TASK DESCRIPTION:
Without the pictures, set down every line of the data exactly.

DATA EXCERPT:
——————————
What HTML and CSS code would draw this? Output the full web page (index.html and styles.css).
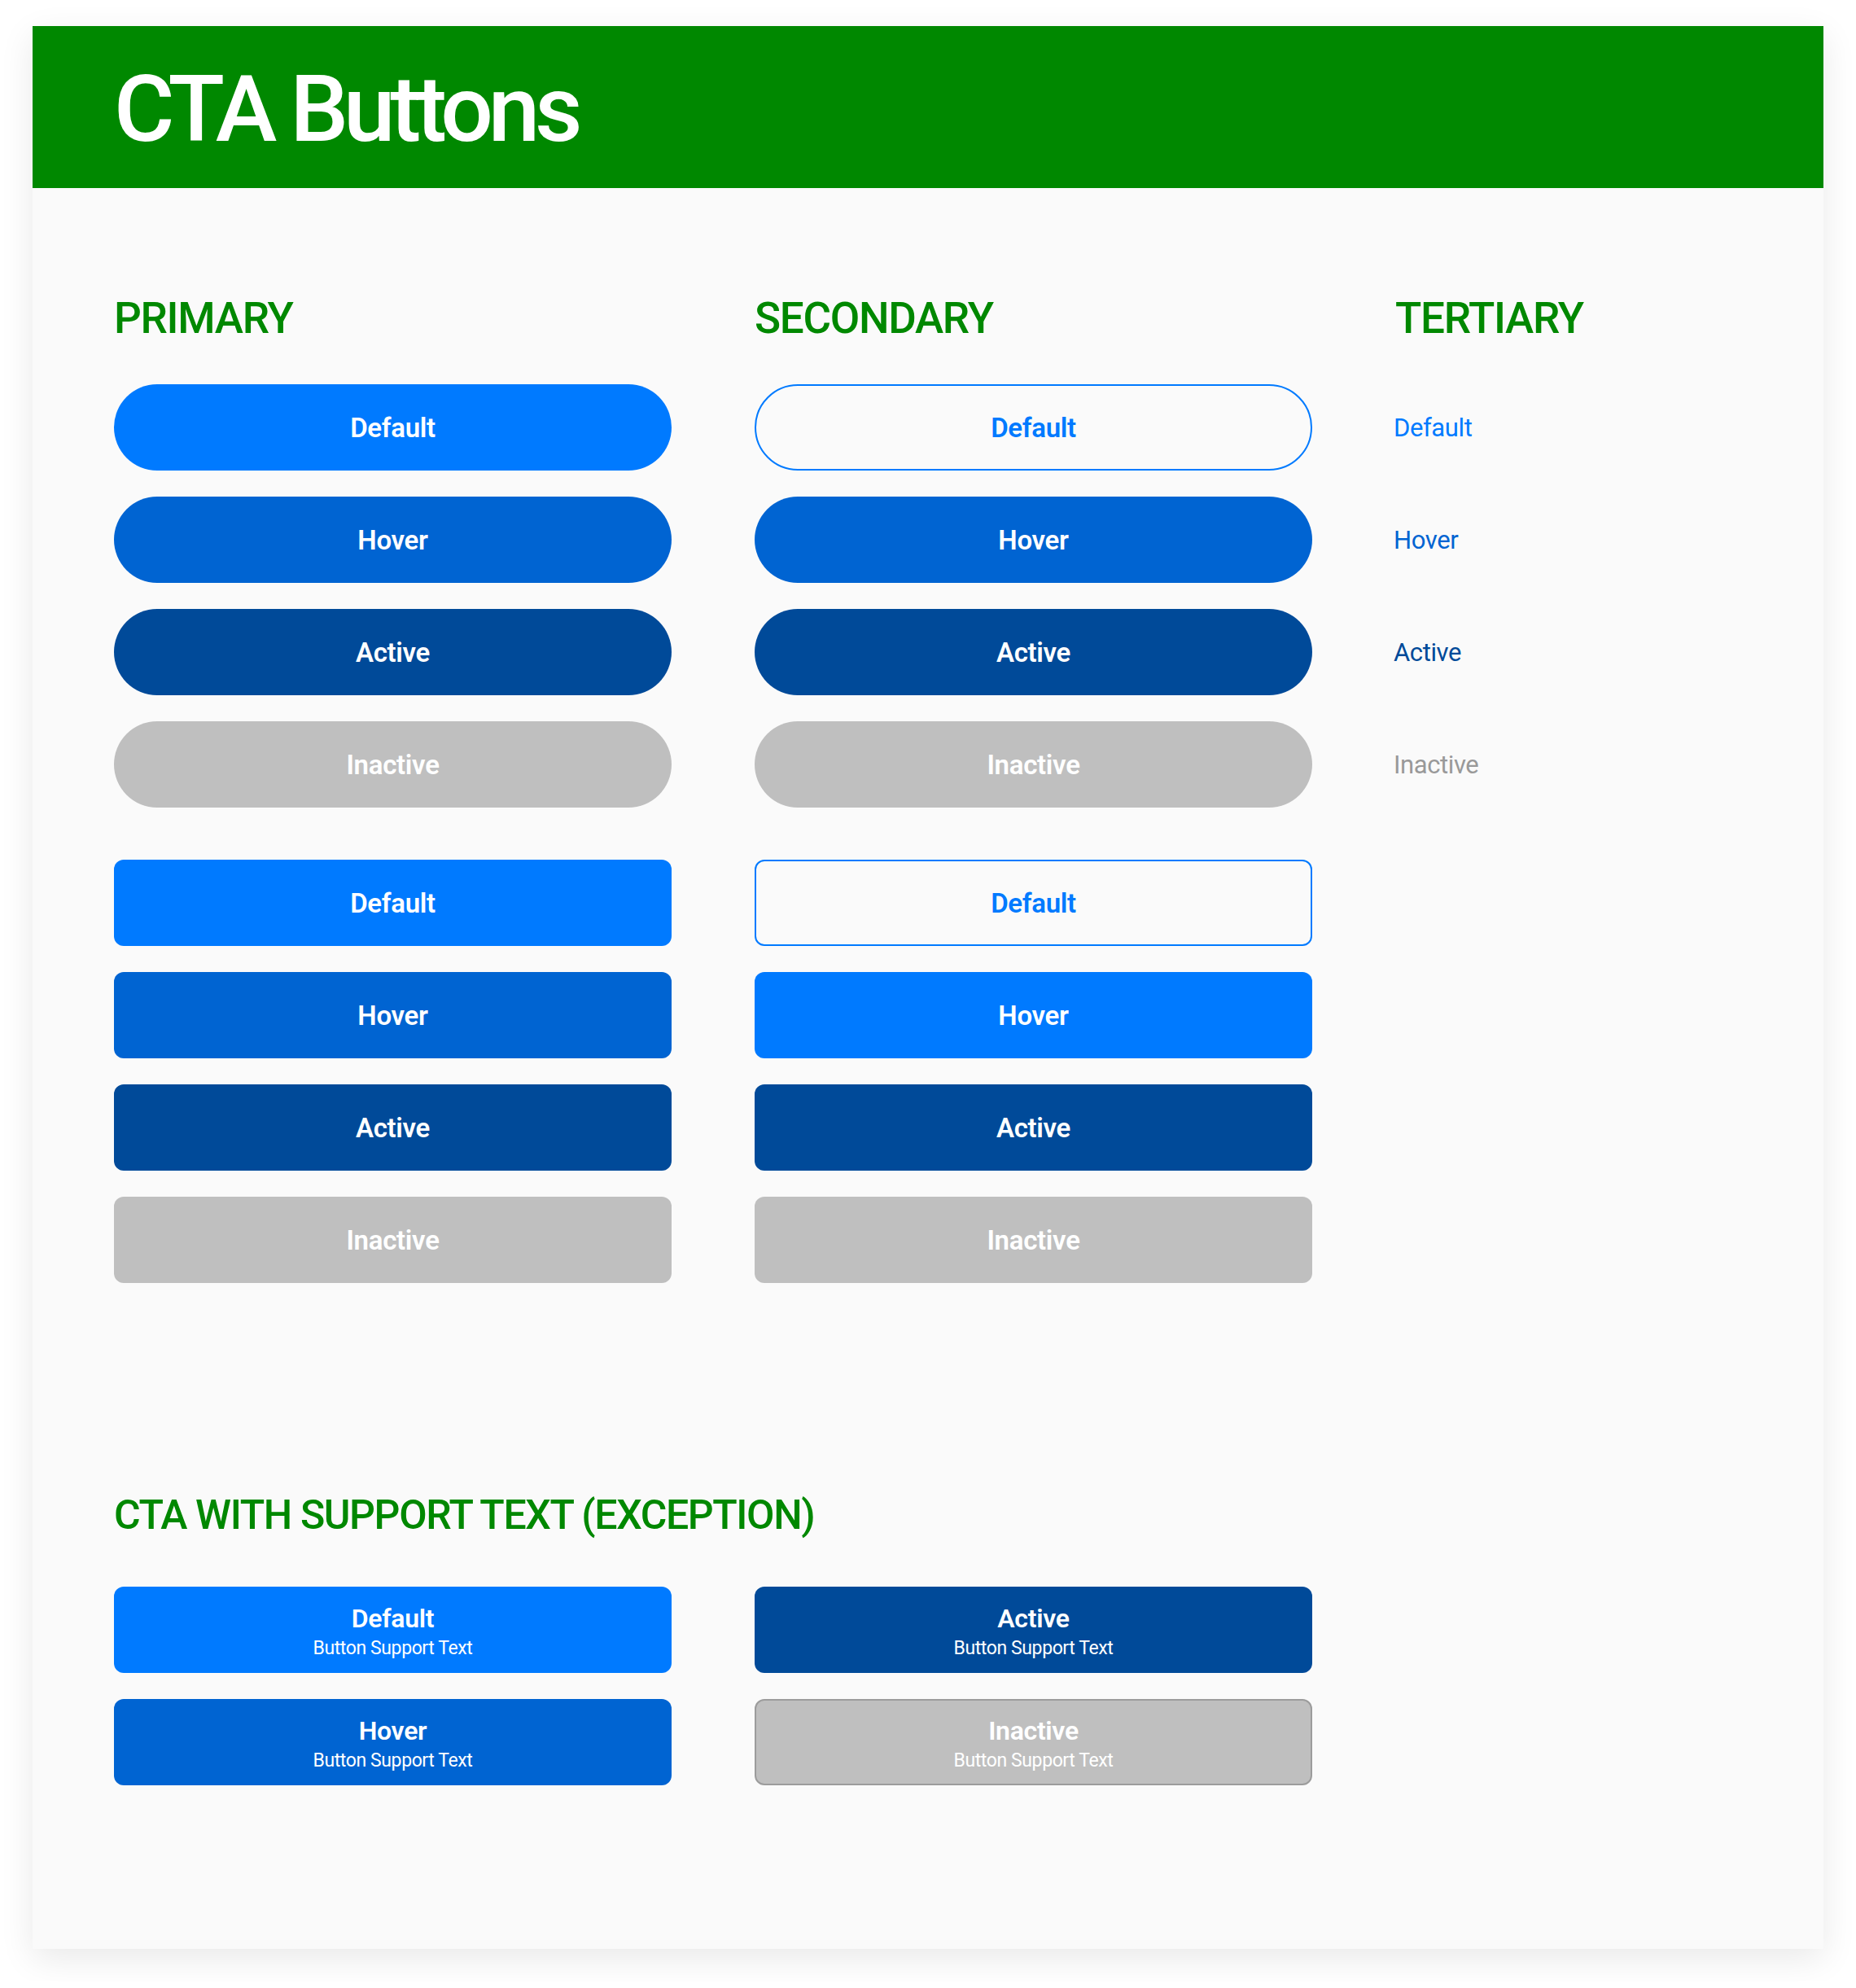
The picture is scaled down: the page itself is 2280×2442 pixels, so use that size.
FILE: index.html
```html
<!DOCTYPE html>
<html lang="en">
<head>
<meta charset="utf-8">
<title>CTA Buttons</title>
<link rel="stylesheet" href="styles.css">
</head>
<body>
<div class="card">
  <header class="header">
    <h1 class="title">CTA Buttons</h1>
  </header>
  <main class="content">
    <section class="grid">
      <div class="col">
        <h2 class="heading">PRIMARY</h2>
        <div class="group">
          <div class="btn pill default">Default</div>
          <div class="btn pill hover">Hover</div>
          <div class="btn pill active">Active</div>
          <div class="btn pill inactive">Inactive</div>
        </div>
        <div class="group">
          <div class="btn rect default">Default</div>
          <div class="btn rect hover">Hover</div>
          <div class="btn rect active">Active</div>
          <div class="btn rect inactive">Inactive</div>
        </div>
      </div>
      <div class="col">
        <h2 class="heading">SECONDARY</h2>
        <div class="group">
          <div class="btn pill outline">Default</div>
          <div class="btn pill hover">Hover</div>
          <div class="btn pill active">Active</div>
          <div class="btn pill inactive">Inactive</div>
        </div>
        <div class="group">
          <div class="btn rect outline">Default</div>
          <div class="btn rect default">Hover</div>
          <div class="btn rect active">Active</div>
          <div class="btn rect inactive">Inactive</div>
        </div>
      </div>
      <div class="col">
        <h2 class="heading">TERTIARY</h2>
        <div class="group">
          <div class="link t-default">Default</div>
          <div class="link t-hover">Hover</div>
          <div class="link t-active">Active</div>
          <div class="link t-inactive">Inactive</div>
        </div>
      </div>
    </section>

    <section class="support">
      <h2 class="heading heading-long">CTA WITH SUPPORT TEXT (EXCEPTION)</h2>
      <div class="support-grid">
        <div class="btn rect two default"><span class="label">Default</span><span class="sub">Button Support Text</span></div>
        <div class="btn rect two active"><span class="label">Active</span><span class="sub">Button Support Text</span></div>
        <div class="btn rect two hover"><span class="label">Hover</span><span class="sub">Button Support Text</span></div>
        <div class="btn rect two inactive bordered"><span class="label">Inactive</span><span class="sub">Button Support Text</span></div>
      </div>
    </section>
  </main>
</div>
</body>
</html>
```

FILE: styles.css
```css
* { box-sizing: border-box; }

html, body {
  margin: 0;
  padding: 0;
  background: #ffffff;
  font-family: Roboto, "Liberation Sans", Arial, sans-serif;
}

body {
  padding: 32px 40px 40px;
  overflow: hidden;
}

.card {
  width: 2200px;
  height: 2362px;
  background: #fafafa;
  box-shadow: 0 12px 40px rgba(0, 0, 0, 0.09);
}

.header {
  height: 199px;
  background: #008800;
  padding: 45px 0 0 100px;
}

.title {
  margin: 0;
  color: #ffffff;
  font-size: 114px;
  line-height: 1;
  font-weight: 500;
  letter-spacing: -6.2px;
}

.content {
  padding: 134px 100px 0;
}

.grid {
  display: grid;
  grid-template-columns: 685px 685px 1fr;
  column-gap: 102px;
}

.col {
  display: flex;
  flex-direction: column;
  gap: 64px;
}

.heading {
  margin: 0 0 -10px;
  color: #008800;
  font-size: 53px;
  line-height: 1;
  font-weight: 500;
  letter-spacing: -1.3px;
}

.heading-long {
  font-size: 50px;
  letter-spacing: -1.4px;
}

.group {
  display: flex;
  flex-direction: column;
  gap: 32px;
}

.btn {
  height: 106px;
  display: flex;
  align-items: center;
  justify-content: center;
  color: #ffffff;
  font-size: 33px;
  font-weight: 600;
  letter-spacing: -0.3px;
}

.pill { border-radius: 53px; }
.rect { border-radius: 12px; }

.default { background: #007aff; }
.hover { background: #0064d2; }
.active { background: #004a99; }
.inactive { background: #bfbfbf; }

.outline {
  background: transparent;
  border: 2px solid #007aff;
  color: #007aff;
}

.bordered {
  border: 2px solid #9c9c9c;
}

.link {
  height: 106px;
  display: flex;
  align-items: center;
  font-size: 31px;
  font-weight: 400;
  letter-spacing: -0.4px;
  margin-left: -2px;
}

.t-default { color: #007aff; }
.t-hover { color: #0064d2; }
.t-active { color: #004a99; }
.t-inactive { color: #999999; }

.support {
  margin-top: 260px;
}

.support .heading {
  margin-bottom: 63px;
}

.support-grid {
  display: grid;
  grid-template-columns: 685px 685px;
  column-gap: 102px;
  row-gap: 32px;
}

.two {
  flex-direction: column;
  gap: 6px;
  padding-top: 6px;
}

.label {
  font-size: 32px;
  line-height: 34px;
  font-weight: 600;
}

.sub {
  font-size: 23px;
  line-height: 28px;
  font-weight: 400;
  letter-spacing: -0.4px;
}
```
——————————
CORRECT ANSWER:
What HTML and CSS code would draw this? Output the full web page (index.html and styles.css).
The picture is scaled down: the page itself is 2280×2442 pixels, so use that size.
FILE: index.html
```html
<!DOCTYPE html>
<html lang="en">
<head>
<meta charset="utf-8">
<title>CTA Buttons</title>
<link rel="stylesheet" href="styles.css">
</head>
<body>
<div class="card">
  <header class="header">
    <h1 class="title">CTA Buttons</h1>
  </header>
  <main class="content">
    <section class="grid">
      <div class="col">
        <h2 class="heading">PRIMARY</h2>
        <div class="group">
          <div class="btn pill default">Default</div>
          <div class="btn pill hover">Hover</div>
          <div class="btn pill active">Active</div>
          <div class="btn pill inactive">Inactive</div>
        </div>
        <div class="group">
          <div class="btn rect default">Default</div>
          <div class="btn rect hover">Hover</div>
          <div class="btn rect active">Active</div>
          <div class="btn rect inactive">Inactive</div>
        </div>
      </div>
      <div class="col">
        <h2 class="heading">SECONDARY</h2>
        <div class="group">
          <div class="btn pill outline">Default</div>
          <div class="btn pill hover">Hover</div>
          <div class="btn pill active">Active</div>
          <div class="btn pill inactive">Inactive</div>
        </div>
        <div class="group">
          <div class="btn rect outline">Default</div>
          <div class="btn rect default">Hover</div>
          <div class="btn rect active">Active</div>
          <div class="btn rect inactive">Inactive</div>
        </div>
      </div>
      <div class="col">
        <h2 class="heading">TERTIARY</h2>
        <div class="group">
          <div class="link t-default">Default</div>
          <div class="link t-hover">Hover</div>
          <div class="link t-active">Active</div>
          <div class="link t-inactive">Inactive</div>
        </div>
      </div>
    </section>

    <section class="support">
      <h2 class="heading heading-long">CTA WITH SUPPORT TEXT (EXCEPTION)</h2>
      <div class="support-grid">
        <div class="btn rect two default"><span class="label">Default</span><span class="sub">Button Support Text</span></div>
        <div class="btn rect two active"><span class="label">Active</span><span class="sub">Button Support Text</span></div>
        <div class="btn rect two hover"><span class="label">Hover</span><span class="sub">Button Support Text</span></div>
        <div class="btn rect two inactive bordered"><span class="label">Inactive</span><span class="sub">Button Support Text</span></div>
      </div>
    </section>
  </main>
</div>
</body>
</html>
```

FILE: styles.css
```css
* { box-sizing: border-box; }

html, body {
  margin: 0;
  padding: 0;
  background: #ffffff;
  font-family: Roboto, "Liberation Sans", Arial, sans-serif;
}

body {
  padding: 32px 40px 40px;
  overflow: hidden;
}

.card {
  width: 2200px;
  height: 2362px;
  background: #fafafa;
  box-shadow: 0 12px 40px rgba(0, 0, 0, 0.09);
}

.header {
  height: 199px;
  background: #008800;
  padding: 45px 0 0 100px;
}

.title {
  margin: 0;
  color: #ffffff;
  font-size: 114px;
  line-height: 1;
  font-weight: 500;
  letter-spacing: -6.2px;
}

.content {
  padding: 134px 100px 0;
}

.grid {
  display: grid;
  grid-template-columns: 685px 685px 1fr;
  column-gap: 102px;
}

.col {
  display: flex;
  flex-direction: column;
  gap: 64px;
}

.heading {
  margin: 0 0 -10px;
  color: #008800;
  font-size: 53px;
  line-height: 1;
  font-weight: 500;
  letter-spacing: -1.3px;
}

.heading-long {
  font-size: 50px;
  letter-spacing: -1.4px;
}

.group {
  display: flex;
  flex-direction: column;
  gap: 32px;
}

.btn {
  height: 106px;
  display: flex;
  align-items: center;
  justify-content: center;
  color: #ffffff;
  font-size: 33px;
  font-weight: 600;
  letter-spacing: -0.3px;
}

.pill { border-radius: 53px; }
.rect { border-radius: 12px; }

.default { background: #007aff; }
.hover { background: #0064d2; }
.active { background: #004a99; }
.inactive { background: #bfbfbf; }

.outline {
  background: transparent;
  border: 2px solid #007aff;
  color: #007aff;
}

.bordered {
  border: 2px solid #9c9c9c;
}

.link {
  height: 106px;
  display: flex;
  align-items: center;
  font-size: 31px;
  font-weight: 400;
  letter-spacing: -0.4px;
  margin-left: -2px;
}

.t-default { color: #007aff; }
.t-hover { color: #0064d2; }
.t-active { color: #004a99; }
.t-inactive { color: #999999; }

.support {
  margin-top: 260px;
}

.support .heading {
  margin-bottom: 63px;
}

.support-grid {
  display: grid;
  grid-template-columns: 685px 685px;
  column-gap: 102px;
  row-gap: 32px;
}

.two {
  flex-direction: column;
  gap: 6px;
  padding-top: 6px;
}

.label {
  font-size: 32px;
  line-height: 34px;
  font-weight: 600;
}

.sub {
  font-size: 23px;
  line-height: 28px;
  font-weight: 400;
  letter-spacing: -0.4px;
}
```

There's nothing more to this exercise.